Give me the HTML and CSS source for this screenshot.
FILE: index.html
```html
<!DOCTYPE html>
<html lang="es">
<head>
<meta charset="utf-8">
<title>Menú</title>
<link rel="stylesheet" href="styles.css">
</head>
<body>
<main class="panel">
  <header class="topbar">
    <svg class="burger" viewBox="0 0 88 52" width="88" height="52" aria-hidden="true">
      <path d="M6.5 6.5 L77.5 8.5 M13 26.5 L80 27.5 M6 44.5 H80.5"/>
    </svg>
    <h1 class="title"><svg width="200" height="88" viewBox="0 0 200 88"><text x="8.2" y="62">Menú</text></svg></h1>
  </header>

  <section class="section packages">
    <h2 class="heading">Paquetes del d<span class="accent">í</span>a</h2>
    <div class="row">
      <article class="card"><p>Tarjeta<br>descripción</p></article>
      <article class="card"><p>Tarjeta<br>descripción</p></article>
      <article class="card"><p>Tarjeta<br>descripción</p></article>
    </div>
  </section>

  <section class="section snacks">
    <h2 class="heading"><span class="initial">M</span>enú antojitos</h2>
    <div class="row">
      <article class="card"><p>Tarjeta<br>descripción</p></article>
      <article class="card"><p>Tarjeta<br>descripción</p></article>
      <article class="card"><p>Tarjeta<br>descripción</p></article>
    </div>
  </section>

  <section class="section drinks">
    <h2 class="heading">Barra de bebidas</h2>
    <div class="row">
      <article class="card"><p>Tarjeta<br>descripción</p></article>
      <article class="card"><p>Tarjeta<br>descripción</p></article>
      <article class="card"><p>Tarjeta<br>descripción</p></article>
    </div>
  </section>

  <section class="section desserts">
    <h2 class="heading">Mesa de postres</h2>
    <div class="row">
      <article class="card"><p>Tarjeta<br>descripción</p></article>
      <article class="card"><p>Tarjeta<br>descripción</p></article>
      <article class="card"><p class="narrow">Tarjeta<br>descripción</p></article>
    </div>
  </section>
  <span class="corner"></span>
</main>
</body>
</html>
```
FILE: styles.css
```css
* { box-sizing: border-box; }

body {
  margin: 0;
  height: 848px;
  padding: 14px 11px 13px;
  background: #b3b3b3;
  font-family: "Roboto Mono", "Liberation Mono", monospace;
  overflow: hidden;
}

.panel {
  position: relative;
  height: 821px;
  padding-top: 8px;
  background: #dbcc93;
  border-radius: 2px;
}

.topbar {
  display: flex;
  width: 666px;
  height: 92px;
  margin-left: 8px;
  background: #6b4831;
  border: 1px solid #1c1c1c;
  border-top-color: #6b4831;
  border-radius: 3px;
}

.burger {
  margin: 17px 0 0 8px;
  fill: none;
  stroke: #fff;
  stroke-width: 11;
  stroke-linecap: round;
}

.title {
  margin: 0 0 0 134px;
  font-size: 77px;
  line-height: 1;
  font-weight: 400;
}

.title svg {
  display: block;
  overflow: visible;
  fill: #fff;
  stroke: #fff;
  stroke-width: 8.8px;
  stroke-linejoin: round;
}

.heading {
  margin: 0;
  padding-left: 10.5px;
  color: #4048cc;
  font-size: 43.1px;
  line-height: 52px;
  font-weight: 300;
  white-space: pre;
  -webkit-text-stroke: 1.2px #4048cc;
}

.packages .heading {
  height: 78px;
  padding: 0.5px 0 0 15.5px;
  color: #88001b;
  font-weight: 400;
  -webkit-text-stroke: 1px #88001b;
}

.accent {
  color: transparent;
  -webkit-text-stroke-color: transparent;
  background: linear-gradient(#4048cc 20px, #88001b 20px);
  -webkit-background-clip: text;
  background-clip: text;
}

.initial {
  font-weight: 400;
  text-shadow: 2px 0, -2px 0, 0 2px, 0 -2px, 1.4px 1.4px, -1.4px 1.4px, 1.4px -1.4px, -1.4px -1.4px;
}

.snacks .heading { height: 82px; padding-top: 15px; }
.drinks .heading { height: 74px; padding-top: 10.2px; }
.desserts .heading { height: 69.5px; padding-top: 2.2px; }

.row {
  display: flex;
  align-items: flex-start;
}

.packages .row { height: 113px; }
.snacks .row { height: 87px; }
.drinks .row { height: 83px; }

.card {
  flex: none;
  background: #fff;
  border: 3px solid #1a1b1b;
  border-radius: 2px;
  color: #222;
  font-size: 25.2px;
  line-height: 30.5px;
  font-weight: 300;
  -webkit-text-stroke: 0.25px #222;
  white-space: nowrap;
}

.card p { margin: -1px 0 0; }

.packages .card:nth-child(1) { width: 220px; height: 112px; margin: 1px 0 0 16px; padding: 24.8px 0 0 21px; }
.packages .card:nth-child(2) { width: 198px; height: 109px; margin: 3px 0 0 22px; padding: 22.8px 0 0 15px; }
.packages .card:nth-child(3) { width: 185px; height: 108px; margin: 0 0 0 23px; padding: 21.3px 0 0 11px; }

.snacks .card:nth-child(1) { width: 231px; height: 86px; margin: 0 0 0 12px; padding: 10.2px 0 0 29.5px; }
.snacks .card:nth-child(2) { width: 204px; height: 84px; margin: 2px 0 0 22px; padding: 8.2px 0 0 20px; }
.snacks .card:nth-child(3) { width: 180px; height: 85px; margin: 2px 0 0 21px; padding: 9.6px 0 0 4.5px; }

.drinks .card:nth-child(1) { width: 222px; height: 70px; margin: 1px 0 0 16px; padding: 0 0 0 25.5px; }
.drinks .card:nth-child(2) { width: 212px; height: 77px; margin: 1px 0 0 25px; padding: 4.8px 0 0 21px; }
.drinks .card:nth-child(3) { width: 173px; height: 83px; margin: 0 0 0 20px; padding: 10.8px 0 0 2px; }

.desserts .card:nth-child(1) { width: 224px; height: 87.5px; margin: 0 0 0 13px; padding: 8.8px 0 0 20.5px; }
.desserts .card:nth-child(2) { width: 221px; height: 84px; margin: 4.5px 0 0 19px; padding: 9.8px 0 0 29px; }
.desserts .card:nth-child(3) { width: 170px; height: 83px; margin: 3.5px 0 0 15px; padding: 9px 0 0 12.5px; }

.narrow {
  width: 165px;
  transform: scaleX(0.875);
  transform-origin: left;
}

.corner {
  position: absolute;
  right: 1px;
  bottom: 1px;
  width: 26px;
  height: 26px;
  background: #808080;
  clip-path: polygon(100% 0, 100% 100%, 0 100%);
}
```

+ + +

Extract the listing in its entirety and repeat it exactly.

Give me the HTML and CSS source for this screenshot.
FILE: index.html
```html
<!DOCTYPE html>
<html lang="es">
<head>
<meta charset="utf-8">
<title>Menú</title>
<link rel="stylesheet" href="styles.css">
</head>
<body>
<main class="panel">
  <header class="topbar">
    <svg class="burger" viewBox="0 0 88 52" width="88" height="52" aria-hidden="true">
      <path d="M6.5 6.5 L77.5 8.5 M13 26.5 L80 27.5 M6 44.5 H80.5"/>
    </svg>
    <h1 class="title"><svg width="200" height="88" viewBox="0 0 200 88"><text x="8.2" y="62">Menú</text></svg></h1>
  </header>

  <section class="section packages">
    <h2 class="heading">Paquetes del d<span class="accent">í</span>a</h2>
    <div class="row">
      <article class="card"><p>Tarjeta<br>descripción</p></article>
      <article class="card"><p>Tarjeta<br>descripción</p></article>
      <article class="card"><p>Tarjeta<br>descripción</p></article>
    </div>
  </section>

  <section class="section snacks">
    <h2 class="heading"><span class="initial">M</span>enú antojitos</h2>
    <div class="row">
      <article class="card"><p>Tarjeta<br>descripción</p></article>
      <article class="card"><p>Tarjeta<br>descripción</p></article>
      <article class="card"><p>Tarjeta<br>descripción</p></article>
    </div>
  </section>

  <section class="section drinks">
    <h2 class="heading">Barra de bebidas</h2>
    <div class="row">
      <article class="card"><p>Tarjeta<br>descripción</p></article>
      <article class="card"><p>Tarjeta<br>descripción</p></article>
      <article class="card"><p>Tarjeta<br>descripción</p></article>
    </div>
  </section>

  <section class="section desserts">
    <h2 class="heading">Mesa de postres</h2>
    <div class="row">
      <article class="card"><p>Tarjeta<br>descripción</p></article>
      <article class="card"><p>Tarjeta<br>descripción</p></article>
      <article class="card"><p class="narrow">Tarjeta<br>descripción</p></article>
    </div>
  </section>
  <span class="corner"></span>
</main>
</body>
</html>
```
FILE: styles.css
```css
* { box-sizing: border-box; }

body {
  margin: 0;
  height: 848px;
  padding: 14px 11px 13px;
  background: #b3b3b3;
  font-family: "Roboto Mono", "Liberation Mono", monospace;
  overflow: hidden;
}

.panel {
  position: relative;
  height: 821px;
  padding-top: 8px;
  background: #dbcc93;
  border-radius: 2px;
}

.topbar {
  display: flex;
  width: 666px;
  height: 92px;
  margin-left: 8px;
  background: #6b4831;
  border: 1px solid #1c1c1c;
  border-top-color: #6b4831;
  border-radius: 3px;
}

.burger {
  margin: 17px 0 0 8px;
  fill: none;
  stroke: #fff;
  stroke-width: 11;
  stroke-linecap: round;
}

.title {
  margin: 0 0 0 134px;
  font-size: 77px;
  line-height: 1;
  font-weight: 400;
}

.title svg {
  display: block;
  overflow: visible;
  fill: #fff;
  stroke: #fff;
  stroke-width: 8.8px;
  stroke-linejoin: round;
}

.heading {
  margin: 0;
  padding-left: 10.5px;
  color: #4048cc;
  font-size: 43.1px;
  line-height: 52px;
  font-weight: 300;
  white-space: pre;
  -webkit-text-stroke: 1.2px #4048cc;
}

.packages .heading {
  height: 78px;
  padding: 0.5px 0 0 15.5px;
  color: #88001b;
  font-weight: 400;
  -webkit-text-stroke: 1px #88001b;
}

.accent {
  color: transparent;
  -webkit-text-stroke-color: transparent;
  background: linear-gradient(#4048cc 20px, #88001b 20px);
  -webkit-background-clip: text;
  background-clip: text;
}

.initial {
  font-weight: 400;
  text-shadow: 2px 0, -2px 0, 0 2px, 0 -2px, 1.4px 1.4px, -1.4px 1.4px, 1.4px -1.4px, -1.4px -1.4px;
}

.snacks .heading { height: 82px; padding-top: 15px; }
.drinks .heading { height: 74px; padding-top: 10.2px; }
.desserts .heading { height: 69.5px; padding-top: 2.2px; }

.row {
  display: flex;
  align-items: flex-start;
}

.packages .row { height: 113px; }
.snacks .row { height: 87px; }
.drinks .row { height: 83px; }

.card {
  flex: none;
  background: #fff;
  border: 3px solid #1a1b1b;
  border-radius: 2px;
  color: #222;
  font-size: 25.2px;
  line-height: 30.5px;
  font-weight: 300;
  -webkit-text-stroke: 0.25px #222;
  white-space: nowrap;
}

.card p { margin: -1px 0 0; }

.packages .card:nth-child(1) { width: 220px; height: 112px; margin: 1px 0 0 16px; padding: 24.8px 0 0 21px; }
.packages .card:nth-child(2) { width: 198px; height: 109px; margin: 3px 0 0 22px; padding: 22.8px 0 0 15px; }
.packages .card:nth-child(3) { width: 185px; height: 108px; margin: 0 0 0 23px; padding: 21.3px 0 0 11px; }

.snacks .card:nth-child(1) { width: 231px; height: 86px; margin: 0 0 0 12px; padding: 10.2px 0 0 29.5px; }
.snacks .card:nth-child(2) { width: 204px; height: 84px; margin: 2px 0 0 22px; padding: 8.2px 0 0 20px; }
.snacks .card:nth-child(3) { width: 180px; height: 85px; margin: 2px 0 0 21px; padding: 9.6px 0 0 4.5px; }

.drinks .card:nth-child(1) { width: 222px; height: 70px; margin: 1px 0 0 16px; padding: 0 0 0 25.5px; }
.drinks .card:nth-child(2) { width: 212px; height: 77px; margin: 1px 0 0 25px; padding: 4.8px 0 0 21px; }
.drinks .card:nth-child(3) { width: 173px; height: 83px; margin: 0 0 0 20px; padding: 10.8px 0 0 2px; }

.desserts .card:nth-child(1) { width: 224px; height: 87.5px; margin: 0 0 0 13px; padding: 8.8px 0 0 20.5px; }
.desserts .card:nth-child(2) { width: 221px; height: 84px; margin: 4.5px 0 0 19px; padding: 9.8px 0 0 29px; }
.desserts .card:nth-child(3) { width: 170px; height: 83px; margin: 3.5px 0 0 15px; padding: 9px 0 0 12.5px; }

.narrow {
  width: 165px;
  transform: scaleX(0.875);
  transform-origin: left;
}

.corner {
  position: absolute;
  right: 1px;
  bottom: 1px;
  width: 26px;
  height: 26px;
  background: #808080;
  clip-path: polygon(100% 0, 100% 100%, 0 100%);
}
```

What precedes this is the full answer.